ASALA’dan hiç söz etmedi

Tarihimize ve kurucumuza karşı yapılan düşmanlık yalnızca Çanakkale ile sınırlı da değildi. Yine 18 Mart’ta Şehitler günü dolayısıyla Cebeci Kabristanlığında  Ermeni terörünün katlettiği diplomat şehitlerimiz anılırken, her yıl olduğu gibi şehitlerimiz için mevlit ve Fatiha okumak üzere Dışişleri Bakanlığı’nın bulduğu imam, geçtiğimiz yıllarda yapılan törenlerin aksine ilk kez Atatürk’ten söz etmedi.
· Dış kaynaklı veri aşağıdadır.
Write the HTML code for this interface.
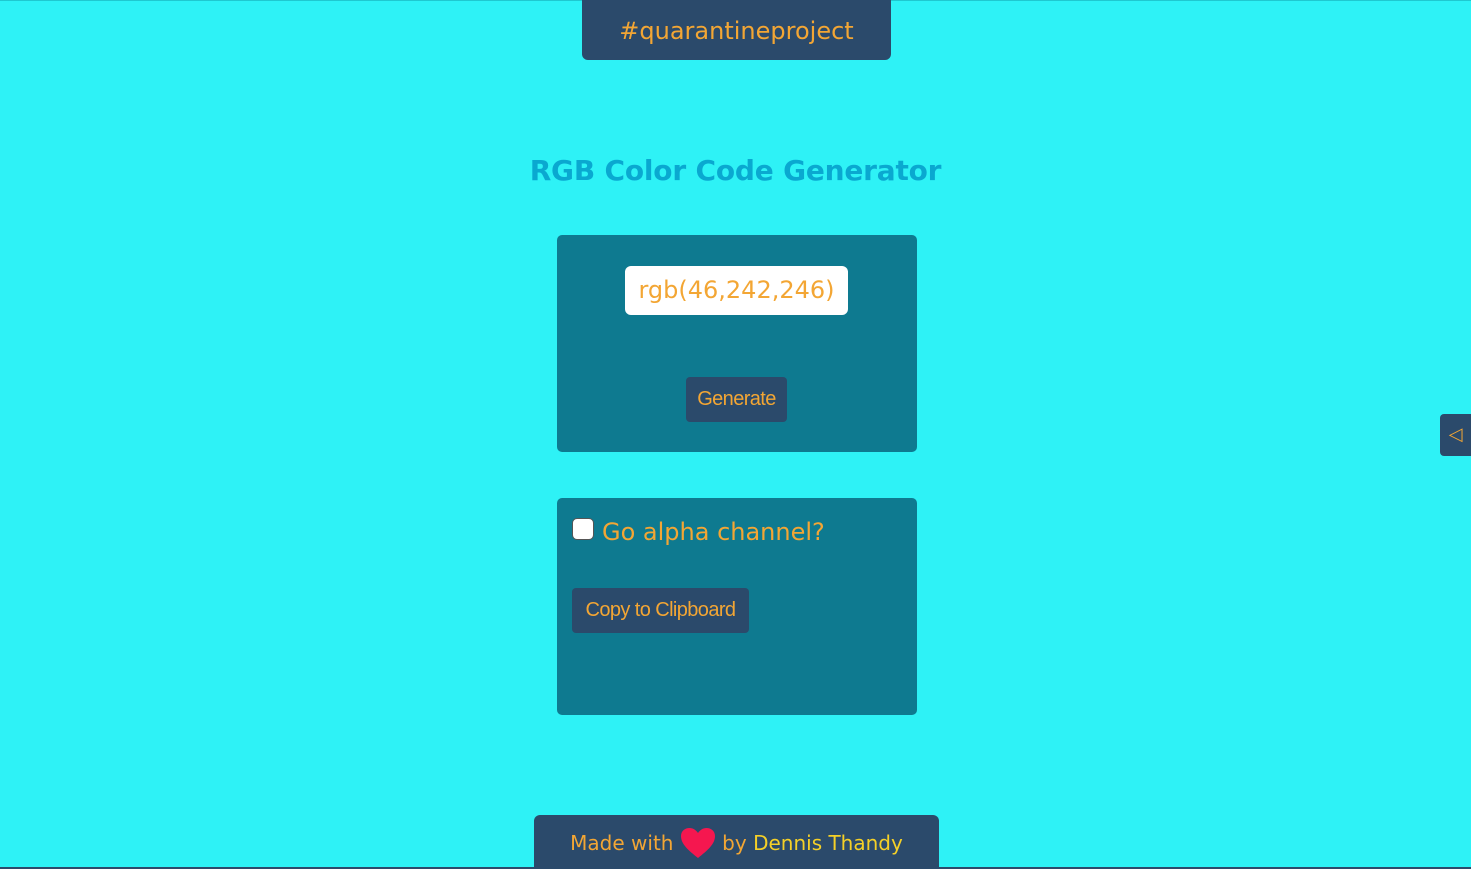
<!DOCTYPE html>
<html style="overflow:hidden;height:869px"><head><meta charset="utf-8"><style>
*{box-sizing:border-box;margin:0;padding:0}
body{width:1471px;height:869px;background:#2ef2f6;font-family:"DejaVu Sans","Liberation Sans",sans-serif;position:relative;overflow:hidden}
.tl{position:absolute;left:0;top:0;width:1471px;height:1px;background:#1fc8d0}
.top{position:absolute;left:582px;top:0;width:309px;height:60px;background:#2b4a6b;border-radius:0 0 6px 6px;color:#f3a634;font-size:24px;text-align:center;line-height:62px}
h1{position:absolute;left:0;width:1471px;top:154px;text-align:center;color:#0aa8d0;font-size:28px;font-weight:bold;letter-spacing:-0.2px}
.panel{position:absolute;left:557px;width:360px;background:#0e7a90;border-radius:5px}
.code{position:absolute;left:68px;top:31px;width:223px;height:49px;background:#fff;border-radius:6px;color:#f3a634;font-size:24px;text-align:center;line-height:49px}
.btn{position:absolute;background:#2b4a6b;color:#f3a634;border-radius:4px;font-family:"Liberation Sans",sans-serif;font-size:20px;text-align:center;line-height:45px;height:45px;letter-spacing:-0.6px}
.cb{position:absolute;left:15px;top:20px;width:22px;height:22px;background:#fff;border-radius:5px;border:1px solid #555}
.lab{position:absolute;left:45px;top:20px;color:#f3a634;font-size:24px}
.side{position:absolute;left:1440px;top:414px;width:31px;height:42px;background:#2b4a6b;border-radius:4px 0 0 4px;color:#f3a634;font-size:18px;text-align:center;line-height:42px}
.foot{position:absolute;left:534px;top:815px;width:405px;height:54px;background:#2b4a6b;border-radius:6px 6px 0 0;color:#f3a634;font-size:20px;line-height:56px;text-align:center}
.foot span.n{color:#f5d027}
.line{position:absolute;left:0;top:867px;width:1471px;height:2px;background:#2b4a6b}
</style></head><body>
<div class="tl"></div>
<div class="top">#quarantineproject</div>
<h1>RGB Color Code Generator</h1>
<div class="panel" style="top:235px;height:217px">
<div class="code">rgb(46,242,246)</div>
<div class="btn" style="left:129px;top:142px;width:101px">Generate</div>
</div>
<div class="panel" style="top:498px;height:217px">
<div class="cb"></div><div class="lab">Go alpha channel?</div>
<div class="btn" style="left:15px;top:90px;width:177px">Copy to Clipboard</div>
</div>
<div class="side">◁</div>
<div class="line"></div>
<div class="foot">Made with <svg width="36" height="32" viewBox="0 0 36 32" style="vertical-align:-9px"><path d="M18 31 C8 23 1 17 1 9 C1 4 5 1 9.5 1 C13 1 16 3 18 6 C20 3 23 1 26.5 1 C31 1 35 4 35 9 C35 17 28 23 18 31Z" fill="#f5174f"/></svg> by <span class="n">Dennis Thandy</span></div>
</body></html>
Ayrıca Davutoğlu yaptığı konuşmada 36 diplomatımızı şehit eden
ASALA ve Ermeni teröründen hiç söz etmedi.

Bu yazımı okuduğunuz sırada bir dizi konferans için ben yine Almanya’da olacağım.
Yapılan bu hainlikleri, emperyalist işbirlikçiliğini, göz göre göre ülkemizin iç savaşa, bölünme ve parçalanmaya doğru nasıl ve kimler tarafından sürüklendiğini anlatacağım.

Ermeni, Kürt ve Türk

Bugün size, yaşadığımız bu günler için ders alınabilecek bir öyküyü aktarmak istiyorum; Eski günlerde Doğu Anadolu’da bir Ermeni, bir Kürt ve bir Türk arkadaş kırsal bir alanda kasabaya giderlerken biraz da açlıktan olsa gerek, çekiciliğine dayanmayıp
özel bir bağa girerler ve başlarlar iştahla üzümlerini yemeye.
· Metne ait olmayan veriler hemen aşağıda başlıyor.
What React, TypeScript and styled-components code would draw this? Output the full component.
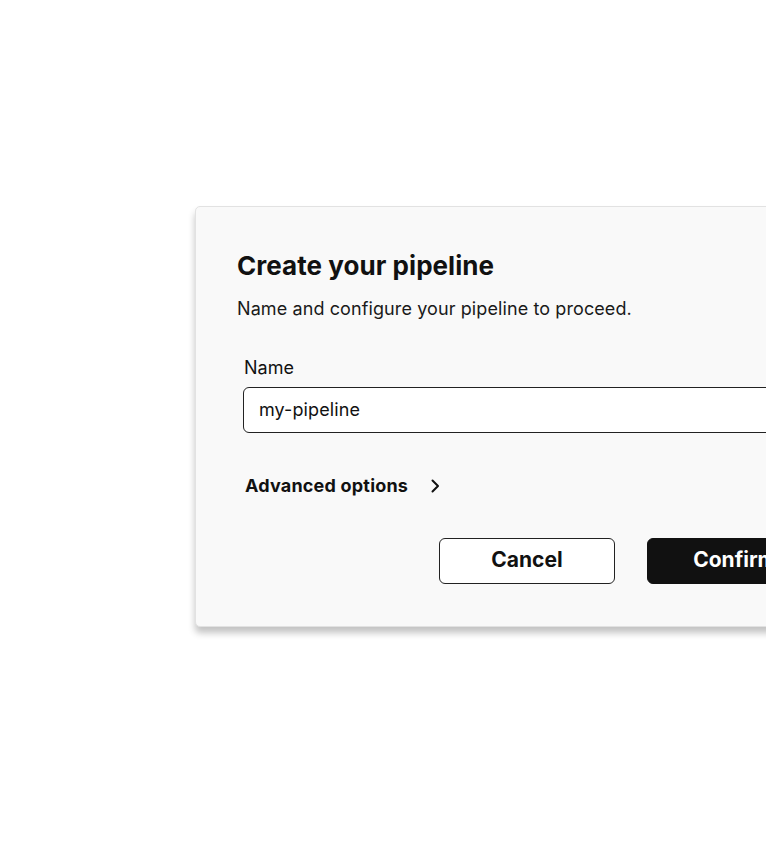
import React from "react";
import styled, { createGlobalStyle } from "styled-components";

const Global = createGlobalStyle`
  html, body { margin: 0; padding: 0; background: #ffffff; overflow: hidden; }
  body { font-family: Inter, "Noto Sans", sans-serif; color: #111; }
`;

const Page = styled.div`
  width: 766px;
  height: 856px;
  overflow: hidden;
  padding: 206px 0 0 195px;
  box-sizing: border-box;
`;

const Card = styled.div`
  width: 670px;
  box-sizing: border-box;
  background: #f9f9f9;
  border: 1px solid #e2e2e2;
  border-radius: 5px;
  box-shadow: 0 6px 7px rgba(0, 0, 0, 0.24);
  padding: 41px 41px 42px 41px;
  display: flex;
  flex-direction: column;
`;

const Title = styled.h1`
  margin: 0;
  font-size: 26px;
  font-weight: 700;
  line-height: 36px;
  letter-spacing: 0.05px;
  color: #111;
`;

const Subtitle = styled.p`
  margin: 13px 0 0;
  font-size: 18px;
  line-height: 24px;
  letter-spacing: 0.1px;
  color: #1a1a1a;
`;

const Field = styled.div`
  margin: 35px 0 0 6px;
  display: flex;
  flex-direction: column;
  gap: 7px;
`;

const Label = styled.label`
  font-size: 18px;
  line-height: 24px;
  padding-left: 1px;
  color: #111;
`;

const Input = styled.input`
  height: 46px;
  box-sizing: border-box;
  border: 1px solid #222;
  border-radius: 6px;
  background: #fff;
  padding: 0 15px 2px;
  font-family: inherit;
  font-size: 18px;
  letter-spacing: 0.1px;
  color: #111;
  outline: none;
`;

const Advanced = styled.button`
  margin: 41px 0 0 8px;
  align-self: flex-start;
  display: flex;
  align-items: center;
  gap: 22px;
  border: none;
  background: none;
  padding: 0;
  font-family: inherit;
  font-size: 18px;
  font-weight: 700;
  letter-spacing: 0.2px;
  line-height: 24px;
  color: #111;
  cursor: pointer;
`;

const Actions = styled.div`
  margin-top: 40px;
  display: flex;
  justify-content: flex-end;
  gap: 32px;
`;

const Button = styled.button<{ $primary?: boolean }>`
  width: 176px;
  height: 46px;
  box-sizing: border-box;
  border-radius: 6px;
  border: 1px solid ${(p) => (p.$primary ? "#111" : "#222")};
  background: ${(p) => (p.$primary ? "#111" : "#fff")};
  color: ${(p) => (p.$primary ? "#fff" : "#111")};
  font-family: inherit;
  font-size: 21px;
  font-weight: 700;
  padding: 0 0 4px;
  cursor: pointer;
`;

export default function App() {
  return (
    <>
      <Global />
      <Page>
        <Card>
          <Title>Create your pipeline</Title>
          <Subtitle>Name and configure your pipeline to proceed.</Subtitle>
          <Field>
            <Label htmlFor="name">Name</Label>
            <Input id="name" defaultValue="my-pipeline" />
          </Field>
          <Advanced>
            Advanced options
            <svg width="10" height="16" viewBox="0 0 10 16" fill="none">
              <path d="M2.5 2.5 L8 8 L2.5 13.5" stroke="#111" strokeWidth="2" strokeLinecap="round" strokeLinejoin="round" />
            </svg>
          </Advanced>
          <Actions>
            <Button>Cancel</Button>
            <Button $primary>Confirm</Button>
          </Actions>
        </Card>
      </Page>
    </>
  );
}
Çok geçmeden bir hışımla, elinde sopası olan bağın sahibi gelir 3 arkadaşın yanına. Sorar sinirli biçimde :

“kimsiniz ve izinsiz nasıl girersiniz benim bağıma?” diye.

Bre zındık!

Üç arkadaş kim olduklarını anlatır, aç olduklarını bunun için girdiklerini söylerler
ama bağ sahibi olan Türk’ü ikna edemezler. Elinde sopası olan bağ sahibi döner Ermeni’ye “Bu Türk kanım, bu Müslüman Kürt canım dindaşım, ya sen! Senin ne işin var bre zındık benim bağımda?!” der.
Elindeki sopayla girişir Ermeni’ye, ağzını burnunu kırar ve kanlar içinde yere düşürür.
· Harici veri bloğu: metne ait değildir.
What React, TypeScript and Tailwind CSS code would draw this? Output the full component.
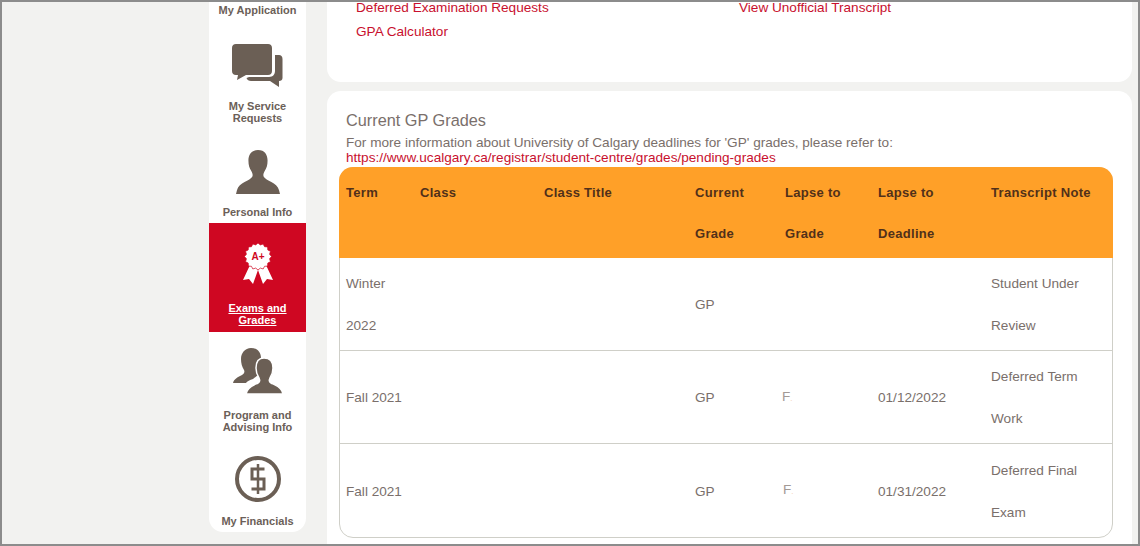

Bağ sahibi bu sefer Kürde döner “Hadi bu Türk, hem kanım hem canım
hem dindaşım, ya sen! Ne işin var izinsiz benim bağımda!?”
 der ve girişir Kürde, onu da haklar ve kan revan içinde Ermeni’nin yanına yere serer.

Ulan deyyus!

Ve döner Türk’e; “Ulan deyyus ne işin var benim bağımda, hırsızlık yapmaktan utanmıyorsun? Şerefsiz!” der, Allah yarattı demez ve vurmaya başlar. Dayak yiyen Türk’ün “Ama ben Türk’üm ve Müslümanım!” haykırışları bir işe yaramaz ve sonu öbürlerinden farklı olmaz. O da kanlar içinde arkadaşlarının yanına düşer.

İniltiler ve kanlar içinde yerde yan yana yatan üç arkadaştan Kürt olan Türk’e döner :
“Yanlış yaptık Ermeni’yi vermeyecektik.” der.

Yanlış hesap Bağdat’tan döner

Bu öyküden esasında alınacak iki önemli ders vardır :
Birincisi; yazgı birliği içinde bulunduğunuz arkadaşlarınızı, birlikte olduklarınızı, örgütünüz içinde yan yana bulunduklarınızı asla ve asla satmayacaksınız.
Birlik içinde olduğunuz veya olmak zorunda bulunduğunuz insanlarla aranızda varolan her çeşit farklılıklarınızın sizi ayrıştırmak, bölmek, parçalamak, zayıflatmak ve yutmak için bir silah olarak kullanılacağından kuşku bile duymayacaksınız.
Sarı öküzü vermeyeceksiniz!

İkincisi: Size yönelik tehditleri nesnel bir güç karşışalaştırması sonucuna göre bir öncelik sırası üzerinden bertaraf etmelisiniz. Gerekirse bir sonraki hamlede tesirsiz hale getirilecek bir tehdit ile bir önceki hamlede denetimli ittifak bile yapılabilir.
Eğer gücünüz sınırsız ise tabii ki sorun yok!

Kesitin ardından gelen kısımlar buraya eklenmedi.